Exercise » All of the material should be reproduced exactly, with pictures left out.

Supplied data »
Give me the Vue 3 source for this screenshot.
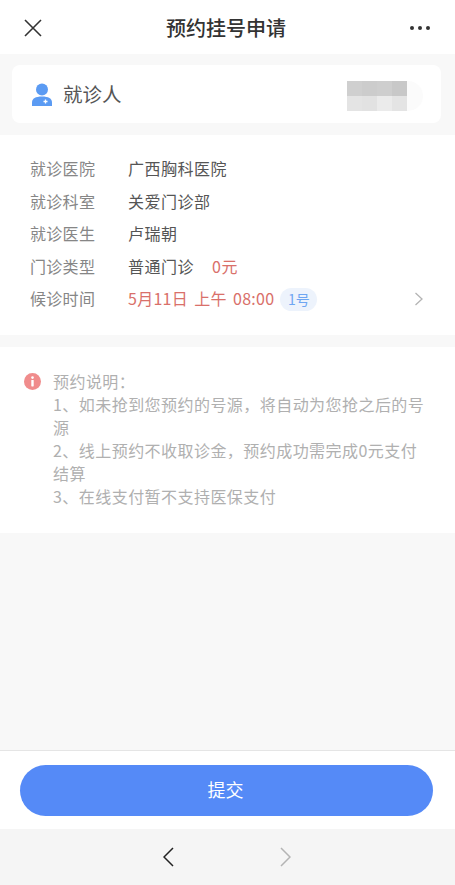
<script setup>
const rows = [
  { label: '就诊医院', value: '广西胸科医院' },
  { label: '就诊科室', value: '关爱门诊部' },
  { label: '就诊医生', value: '卢瑞朝' },
]
const mosaic = ['#cfcfcf', '#cccccc', '#cecece', '#c8c8c8', '#e4e4e4', '#e2e2e2', '#ebebeb', '#e4e4e4']
const notes = [
  '预约说明：',
  '1、如未抢到您预约的号源，将自动为您抢之后的号源',
  '2、线上预约不收取诊金，预约成功需完成0元支付结算',
  '3、在线支付暂不支持医保支付',
]
</script>

<template>
  <div class="page">
    <header class="nav">
      <svg class="close" width="20" height="20" viewBox="0 0 20 20">
        <path d="M2 2 L18 18 M18 2 L2 18" stroke="#333" stroke-width="1.6" fill="none" />
      </svg>
      <h1 class="title">预约挂号申请</h1>
      <div class="more"><i></i><i></i><i></i></div>
    </header>

    <main class="content">
      <section class="patient">
        <svg class="person" width="20" height="24" viewBox="0 0 20 24">
          <circle cx="10" cy="6.5" r="6" fill="#5b9bf3" />
          <path d="M0 23 V19.5 C0 15.5 3.5 13.5 10 13.5 C16.5 13.5 20 15.5 20 19.5 V23 Z" fill="#5b9bf3" />
          <path d="M11.5 18.5 h4 M13.5 16.5 v4" stroke="#fff" stroke-width="1.3" />
        </svg>
        <span class="patient-label">就诊人</span>
        <div class="pill">
          <div class="mosaic">
            <span v-for="(c, i) in mosaic" :key="i" :style="{ background: c }"></span>
          </div>
        </div>
      </section>

      <section class="info">
        <div v-for="r in rows" :key="r.label" class="row">
          <span class="label">{{ r.label }}</span>
          <span class="value">{{ r.value }}</span>
        </div>
        <div class="row">
          <span class="label">门诊类型</span>
          <span class="value">普通门诊</span>
          <span class="price">0元</span>
        </div>
        <div class="row">
          <span class="label">候诊时间</span>
          <span class="time">5月11日 上午 08:00</span>
          <span class="badge">1号</span>
          <svg class="arrow" width="10" height="14" viewBox="0 0 10 14">
            <path d="M1.5 1 L8 7 L1.5 13" stroke="#b4b4b4" stroke-width="1.3" fill="none" />
          </svg>
        </div>
      </section>

      <section class="notes">
        <svg class="alert" width="17" height="17" viewBox="0 0 17 17">
          <circle cx="8.5" cy="8.5" r="8.5" fill="#f08c8c" />
          <circle cx="8.5" cy="4.6" r="1.3" fill="#fff" />
          <rect x="7.3" y="7" width="2.4" height="6.4" rx="0.6" fill="#fff" />
        </svg>
        <div class="note-text">
          <p v-for="n in notes" :key="n">{{ n }}</p>
        </div>
      </section>
    </main>

    <footer class="footer">
      <button class="submit">提交</button>
    </footer>

    <div class="toolbar">
      <svg width="11" height="20" viewBox="0 0 11 20">
        <path d="M10 1 L1 10 L10 19" stroke="#222" stroke-width="1.5" fill="none" />
      </svg>
      <svg width="11" height="20" viewBox="0 0 11 20">
        <path d="M1 1 L10 10 L1 19" stroke="#b4b4b4" stroke-width="1.5" fill="none" />
      </svg>
    </div>
  </div>
</template>

<style scoped>
.page {
  width: 100%;
  height: 885px;
  display: flex;
  flex-direction: column;
  background: #f8f8f8;
  font-family: "Noto Sans CJK SC", "Liberation Sans", sans-serif;
  color: #333;
  overflow: hidden;
}
.nav {
  height: 54px;
  flex: none;
  background: #fff;
  display: flex;
  align-items: center;
  justify-content: space-between;
  padding: 0 25px 0 23px;
  position: relative;
}
.close {
  margin-top: 1px;
}
.title {
  position: absolute;
  left: 166px;
  top: 13px;
  margin: 0;
  font-size: 20px;
  line-height: 29px;
  font-weight: 500;
  color: #333;
}
.more {
  display: flex;
  gap: 4px;
  margin-top: 1px;
}
.more i {
  width: 4px;
  height: 4px;
  border-radius: 50%;
  background: #333;
}
.content {
  flex: 1;
  display: flex;
  flex-direction: column;
}
.patient {
  margin: 11px 14px 12px 12px;
  height: 58px;
  background: #fff;
  border-radius: 8px;
  display: flex;
  align-items: center;
  padding: 0 18px 0 20px;
}
.person {
  flex: none;
  margin-top: 1px;
}
.patient-label {
  margin-left: 11px;
  font-size: 19.5px;
  line-height: 28px;
  color: #555;
}
.pill {
  margin-left: auto;
  margin-top: 4px;
  width: 76px;
  height: 30px;
  border-radius: 15px;
  background: #fbfbfb;
  position: relative;
}
.mosaic {
  position: absolute;
  left: 0;
  top: 0;
  width: 60px;
  height: 30px;
  display: grid;
  grid-template-columns: repeat(4, 15px);
  grid-template-rows: repeat(2, 15px);
}
.info {
  background: #fff;
  height: 200px;
  box-sizing: border-box;
  padding: 18px 31px 0 30px;
}
.row {
  height: 32.5px;
  display: flex;
  align-items: center;
  font-size: 16px;
  line-height: 24px;
}
.row span {
  position: relative;
  top: -1px;
}
.label {
  width: 98px;
  flex: none;
  color: #868686;
  letter-spacing: 0.3px;
}
.value {
  color: #555;
  letter-spacing: 0.5px;
}
.price {
  margin-left: 18px;
  color: #d9706a;
  letter-spacing: 0.6px;
}
.time {
  color: #d9706a;
  letter-spacing: 0.25px;
  word-spacing: 2.5px;
}
.row .badge {
  top: 0;
  margin-left: 6px;
  width: 37px;
  height: 23px;
  border-radius: 12px;
  background: #edf3fc;
  color: #6ea6f2;
  font-size: 14px;
  line-height: 23px;
  text-align: center;
}
.arrow {
  margin-left: auto;
}
.notes {
  margin-top: 12px;
  background: #fff;
  height: 186px;
  box-sizing: border-box;
  padding: 26px 30px 0 24px;
  display: flex;
  align-items: flex-start;
}
.alert {
  flex: none;
}
.note-text {
  margin-left: 12px;
  margin-top: -3px;
  font-size: 16px;
  line-height: 23px;
  color: #b0b0b0;
  letter-spacing: 0.45px;
  width: 374px;
}
.note-text p {
  margin: 0;
}
.footer {
  flex: none;
  height: 79px;
  box-sizing: border-box;
  background: #fff;
  border-top: 1px solid #e5e5e5;
  padding: 14px 22px 0 20px;
}
.submit {
  display: block;
  width: 100%;
  height: 51px;
  border: none;
  border-radius: 26px;
  background: #558af7;
  color: #fff;
  font-family: inherit;
  font-size: 18px;
  padding: 0 2px 4px 0;
}
.toolbar {
  flex: none;
  height: 56px;
  background: #f5f5f5;
  display: flex;
  align-items: center;
  justify-content: center;
  gap: 106px;
  padding-right: 2px;
  box-sizing: border-box;
}
</style>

Solution for this problem »
Give me the Vue 3 source for this screenshot.
<script setup>
const rows = [
  { label: '就诊医院', value: '广西胸科医院' },
  { label: '就诊科室', value: '关爱门诊部' },
  { label: '就诊医生', value: '卢瑞朝' },
]
const mosaic = ['#cfcfcf', '#cccccc', '#cecece', '#c8c8c8', '#e4e4e4', '#e2e2e2', '#ebebeb', '#e4e4e4']
const notes = [
  '预约说明：',
  '1、如未抢到您预约的号源，将自动为您抢之后的号源',
  '2、线上预约不收取诊金，预约成功需完成0元支付结算',
  '3、在线支付暂不支持医保支付',
]
</script>

<template>
  <div class="page">
    <header class="nav">
      <svg class="close" width="20" height="20" viewBox="0 0 20 20">
        <path d="M2 2 L18 18 M18 2 L2 18" stroke="#333" stroke-width="1.6" fill="none" />
      </svg>
      <h1 class="title">预约挂号申请</h1>
      <div class="more"><i></i><i></i><i></i></div>
    </header>

    <main class="content">
      <section class="patient">
        <svg class="person" width="20" height="24" viewBox="0 0 20 24">
          <circle cx="10" cy="6.5" r="6" fill="#5b9bf3" />
          <path d="M0 23 V19.5 C0 15.5 3.5 13.5 10 13.5 C16.5 13.5 20 15.5 20 19.5 V23 Z" fill="#5b9bf3" />
          <path d="M11.5 18.5 h4 M13.5 16.5 v4" stroke="#fff" stroke-width="1.3" />
        </svg>
        <span class="patient-label">就诊人</span>
        <div class="pill">
          <div class="mosaic">
            <span v-for="(c, i) in mosaic" :key="i" :style="{ background: c }"></span>
          </div>
        </div>
      </section>

      <section class="info">
        <div v-for="r in rows" :key="r.label" class="row">
          <span class="label">{{ r.label }}</span>
          <span class="value">{{ r.value }}</span>
        </div>
        <div class="row">
          <span class="label">门诊类型</span>
          <span class="value">普通门诊</span>
          <span class="price">0元</span>
        </div>
        <div class="row">
          <span class="label">候诊时间</span>
          <span class="time">5月11日 上午 08:00</span>
          <span class="badge">1号</span>
          <svg class="arrow" width="10" height="14" viewBox="0 0 10 14">
            <path d="M1.5 1 L8 7 L1.5 13" stroke="#b4b4b4" stroke-width="1.3" fill="none" />
          </svg>
        </div>
      </section>

      <section class="notes">
        <svg class="alert" width="17" height="17" viewBox="0 0 17 17">
          <circle cx="8.5" cy="8.5" r="8.5" fill="#f08c8c" />
          <circle cx="8.5" cy="4.6" r="1.3" fill="#fff" />
          <rect x="7.3" y="7" width="2.4" height="6.4" rx="0.6" fill="#fff" />
        </svg>
        <div class="note-text">
          <p v-for="n in notes" :key="n">{{ n }}</p>
        </div>
      </section>
    </main>

    <footer class="footer">
      <button class="submit">提交</button>
    </footer>

    <div class="toolbar">
      <svg width="11" height="20" viewBox="0 0 11 20">
        <path d="M10 1 L1 10 L10 19" stroke="#222" stroke-width="1.5" fill="none" />
      </svg>
      <svg width="11" height="20" viewBox="0 0 11 20">
        <path d="M1 1 L10 10 L1 19" stroke="#b4b4b4" stroke-width="1.5" fill="none" />
      </svg>
    </div>
  </div>
</template>

<style scoped>
.page {
  width: 100%;
  height: 885px;
  display: flex;
  flex-direction: column;
  background: #f8f8f8;
  font-family: "Noto Sans CJK SC", "Liberation Sans", sans-serif;
  color: #333;
  overflow: hidden;
}
.nav {
  height: 54px;
  flex: none;
  background: #fff;
  display: flex;
  align-items: center;
  justify-content: space-between;
  padding: 0 25px 0 23px;
  position: relative;
}
.close {
  margin-top: 1px;
}
.title {
  position: absolute;
  left: 166px;
  top: 13px;
  margin: 0;
  font-size: 20px;
  line-height: 29px;
  font-weight: 500;
  color: #333;
}
.more {
  display: flex;
  gap: 4px;
  margin-top: 1px;
}
.more i {
  width: 4px;
  height: 4px;
  border-radius: 50%;
  background: #333;
}
.content {
  flex: 1;
  display: flex;
  flex-direction: column;
}
.patient {
  margin: 11px 14px 12px 12px;
  height: 58px;
  background: #fff;
  border-radius: 8px;
  display: flex;
  align-items: center;
  padding: 0 18px 0 20px;
}
.person {
  flex: none;
  margin-top: 1px;
}
.patient-label {
  margin-left: 11px;
  font-size: 19.5px;
  line-height: 28px;
  color: #555;
}
.pill {
  margin-left: auto;
  margin-top: 4px;
  width: 76px;
  height: 30px;
  border-radius: 15px;
  background: #fbfbfb;
  position: relative;
}
.mosaic {
  position: absolute;
  left: 0;
  top: 0;
  width: 60px;
  height: 30px;
  display: grid;
  grid-template-columns: repeat(4, 15px);
  grid-template-rows: repeat(2, 15px);
}
.info {
  background: #fff;
  height: 200px;
  box-sizing: border-box;
  padding: 18px 31px 0 30px;
}
.row {
  height: 32.5px;
  display: flex;
  align-items: center;
  font-size: 16px;
  line-height: 24px;
}
.row span {
  position: relative;
  top: -1px;
}
.label {
  width: 98px;
  flex: none;
  color: #868686;
  letter-spacing: 0.3px;
}
.value {
  color: #555;
  letter-spacing: 0.5px;
}
.price {
  margin-left: 18px;
  color: #d9706a;
  letter-spacing: 0.6px;
}
.time {
  color: #d9706a;
  letter-spacing: 0.25px;
  word-spacing: 2.5px;
}
.row .badge {
  top: 0;
  margin-left: 6px;
  width: 37px;
  height: 23px;
  border-radius: 12px;
  background: #edf3fc;
  color: #6ea6f2;
  font-size: 14px;
  line-height: 23px;
  text-align: center;
}
.arrow {
  margin-left: auto;
}
.notes {
  margin-top: 12px;
  background: #fff;
  height: 186px;
  box-sizing: border-box;
  padding: 26px 30px 0 24px;
  display: flex;
  align-items: flex-start;
}
.alert {
  flex: none;
}
.note-text {
  margin-left: 12px;
  margin-top: -3px;
  font-size: 16px;
  line-height: 23px;
  color: #b0b0b0;
  letter-spacing: 0.45px;
  width: 374px;
}
.note-text p {
  margin: 0;
}
.footer {
  flex: none;
  height: 79px;
  box-sizing: border-box;
  background: #fff;
  border-top: 1px solid #e5e5e5;
  padding: 14px 22px 0 20px;
}
.submit {
  display: block;
  width: 100%;
  height: 51px;
  border: none;
  border-radius: 26px;
  background: #558af7;
  color: #fff;
  font-family: inherit;
  font-size: 18px;
  padding: 0 2px 4px 0;
}
.toolbar {
  flex: none;
  height: 56px;
  background: #f5f5f5;
  display: flex;
  align-items: center;
  justify-content: center;
  gap: 106px;
  padding-right: 2px;
  box-sizing: border-box;
}
</style>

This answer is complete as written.